In the time since, an advanced centrifuge assembly plant at Iran’s Natanz nuclear site exploded and caught fire in July. Dehqan said that reconstruction at Natanz was ongoing. He described the incident as "industrial sabotage.”
"Those who were in charge of installing some devices possibly made some changes there that led to the explosion,” Dehqan said, without elaborating.
Dehghan vehemently denied he was involved in the bombing, though he was the Guard’s top commander there at the time.

He also said the U.S. tries to link anything happening in the world to someone in Iran.

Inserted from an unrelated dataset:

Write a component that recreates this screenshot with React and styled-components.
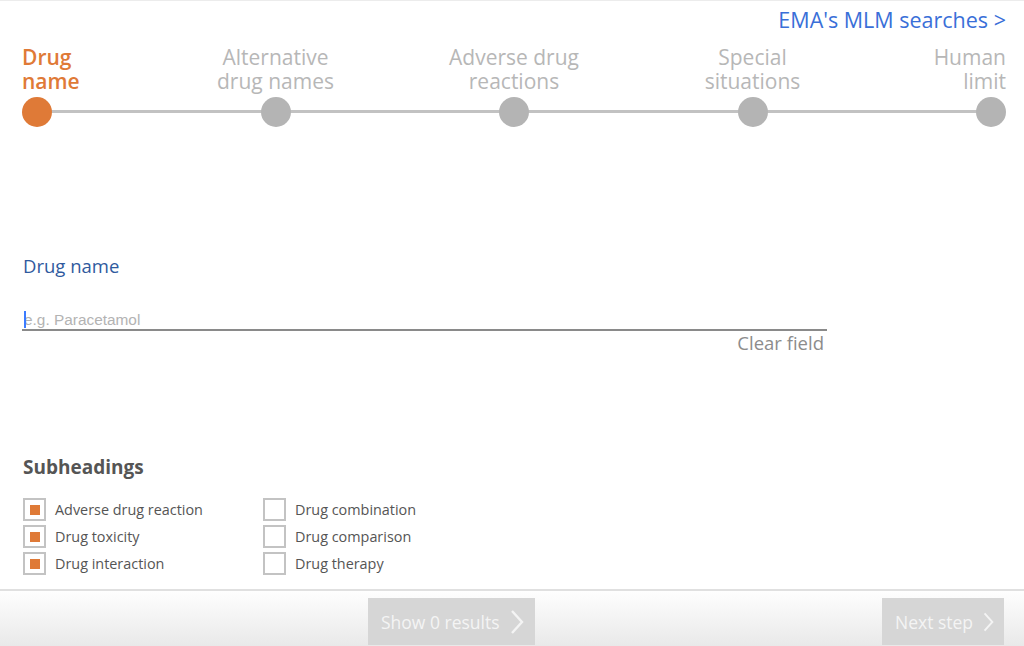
import React from "react";
import styled, { createGlobalStyle } from "styled-components";

const steps = [
  ["Drug", "name"],
  ["Alternative", "drug names"],
  ["Adverse drug", "reactions"],
  ["Special", "situations"],
  ["Human", "limit"],
];

const subheadings = [
  ["Adverse drug reaction", true],
  ["Drug combination", false],
  ["Drug toxicity", true],
  ["Drug comparison", false],
  ["Drug interaction", true],
  ["Drug therapy", false],
];

function Chevron() {
  return (
    <svg width="14" height="26" viewBox="0 0 14 26" fill="none">
      <polyline points="2,2 12,13 2,24" stroke="#f4f4f4" strokeWidth="2.4" />
    </svg>
  );
}

export default function App() {
  return (
    <Page>
      <GlobalStyle />
      <Main>
        <TopLink href="#">EMA's MLM searches &gt;</TopLink>
        <Stepper>
          {steps.map(([a, b], i) => (
            <Step key={a} $pos={i === 0 ? "start" : i === steps.length - 1 ? "end" : "center"}>
              <StepLabel $active={i === 0}>
                {a}
                <br />
                {b}
              </StepLabel>
              <Dot $active={i === 0} />
            </Step>
          ))}
        </Stepper>

        <Field>
          <FieldLabel>Drug name</FieldLabel>
          <InputWrap>
            <Input placeholder="e.g. Paracetamol" />
          </InputWrap>
          <ClearLink>Clear field</ClearLink>
        </Field>

        <Subheadings>
          <h3>Subheadings</h3>
          <CheckGrid>
            {subheadings.map(([label, checked]) => (
              <CheckRow key={label}>
                <Box $checked={checked} />
                {label}
              </CheckRow>
            ))}
          </CheckGrid>
        </Subheadings>
      </Main>

      <Footer>
        <ActionButton $width={167}>
          Show 0 results <Chevron />
        </ActionButton>
        <ActionButton $width={122}>
          Next step <Chevron />
        </ActionButton>
      </Footer>
    </Page>
  );
}

const GlobalStyle = createGlobalStyle`
  body {
    margin: 0;
    font-family: "Open Sans", "Noto Sans", sans-serif;
    background: #fff;
  }
  * { box-sizing: border-box; }
`;

const Page = styled.div`
  height: 100vh;
  display: flex;
  flex-direction: column;
  border-top: 1px solid #ececec;
  overflow: hidden;
`;

const Main = styled.div`
  flex: 1;
  display: flex;
  flex-direction: column;
  padding: 0 18px 0 22px;
`;

const TopLink = styled.a`
  align-self: flex-end;
  margin-top: 7px;
  font-size: 21.5px;
  line-height: 24px;
  color: #3a6fd8;
  text-decoration: none;
`;

const Stepper = styled.div`
  margin-top: 13px;
  display: flex;
  justify-content: space-between;
  position: relative;

  &::before {
    content: "";
    position: absolute;
    left: 15px;
    right: 15px;
    bottom: 14px;
    height: 3px;
    background: #c2c2c2;
  }
`;

const Step = styled.div`
  width: 30px;
  display: flex;
  flex-direction: column;
  align-items: ${(p) => (p.$pos === "start" ? "flex-start" : p.$pos === "end" ? "flex-end" : "center")};
  text-align: ${(p) => (p.$pos === "start" ? "left" : p.$pos === "end" ? "right" : "center")};
  position: relative;
  z-index: 1;
`;

const StepLabel = styled.div`
  white-space: nowrap;
  font-size: 21px;
  line-height: 24px;
  font-weight: ${(p) => (p.$active ? 600 : 400)};
  color: ${(p) => (p.$active ? "#df7a37" : "#b7b7b7")};
`;

const Dot = styled.div`
  margin-top: 4px;
  width: 30px;
  height: 30px;
  border-radius: 50%;
  background: ${(p) => (p.$active ? "#df7a37" : "#b4b4b4")};
`;

const Field = styled.div`
  margin-top: 127px;
  width: 805px;
  display: flex;
  flex-direction: column;
`;

const FieldLabel = styled.label`
  font-size: 18.5px;
  line-height: 24px;
  color: #2f5a9e;
  padding-left: 1px;
`;

const InputWrap = styled.div`
  margin-top: 28px;
  position: relative;

  &::before {
    content: "";
    position: absolute;
    left: 2px;
    top: 5px;
    width: 2px;
    height: 17px;
    background: #3b7bff;
  }
`;

const Input = styled.input`
  width: 100%;
  height: 25px;
  border: none;
  border-bottom: 2px solid #8a8a8a;
  outline: none;
  padding: 4px 0 0 2px;
  font-family: "Liberation Sans", Arial, sans-serif;
  font-size: 15.4px;
  background: transparent;

  &::placeholder {
    color: #b3b3b3;
  }
`;

const ClearLink = styled.span`
  align-self: flex-end;
  margin-top: 1px;
  padding-right: 3px;
  font-size: 18.5px;
  line-height: 22px;
  color: #8c8c8c;
`;

const Subheadings = styled.div`
  margin-top: 101px;

  h3 {
    margin: 0 0 17px 1px;
    font-size: 19px;
    line-height: 24px;
    font-weight: 700;
    color: #555;
  }
`;

const CheckGrid = styled.div`
  display: grid;
  grid-template-columns: 240px 240px;
  grid-auto-rows: 27px;
  padding-left: 1px;
`;

const CheckRow = styled.label`
  display: flex;
  align-items: center;
  gap: 9px;
  font-size: 14.4px;
  color: #555;
`;

const Box = styled.span`
  width: 23px;
  height: 23px;
  border: 2px solid #c3c3c3;
  display: flex;
  align-items: center;
  justify-content: center;

  &::after {
    content: "";
    width: 10px;
    height: 10px;
    background: ${(p) => (p.$checked ? "#df7a37" : "transparent")};
  }
`;

const Footer = styled.div`
  height: 57px;
  border-top: 2px solid #e0e0e0;
  background: linear-gradient(#fefefe, #e9e9e9);
  display: flex;
  align-items: flex-end;
  justify-content: space-between;
  padding: 0 20px 1px 368px;
`;

const ActionButton = styled.button`
  width: ${(p) => p.$width}px;
  height: 47px;
  padding: 0 10px 0 13px;
  border: none;
  background: #d6d6d6;
  color: #f4f4f4;
  font-family: "Open Sans", sans-serif;
  font-size: 17.5px;
  white-space: nowrap;
  display: flex;
  align-items: center;
  gap: 10px;
`;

While stressing he wanted to avoid conflict, Dehqan warned that the occupying regime of Israel’s expanding presence in the Mideast could turn into a "strategic mistake.” The Zionist regime just reached normalization deals with Bahrain and the United Arab Emirates.
"It is opening an extensive front,” he said. "Just imagine every Israeli in any military base can be a target for groups who are opposed to Israel.”
Dehqan also said Iran continues to seek the expulsion of all American forces from the region as revenge for the U.S. drone strike in Baghdad that martyred Gen. Qassem Soleimani, the head of its expeditionary Quds Force in January. That strike saw Iran launch a retaliatory ballistic missile attack on U.S. troops in Iraq that injured at least 110 American troops.
Iran’s retaliatory strikes were a mere "initial slap,” Dehqan said. And there would be no easy return to negotiations with the U.S. in part due to that, he added.
"We do not seek a situation in which (the other party) buys time to weaken our nation,” he said.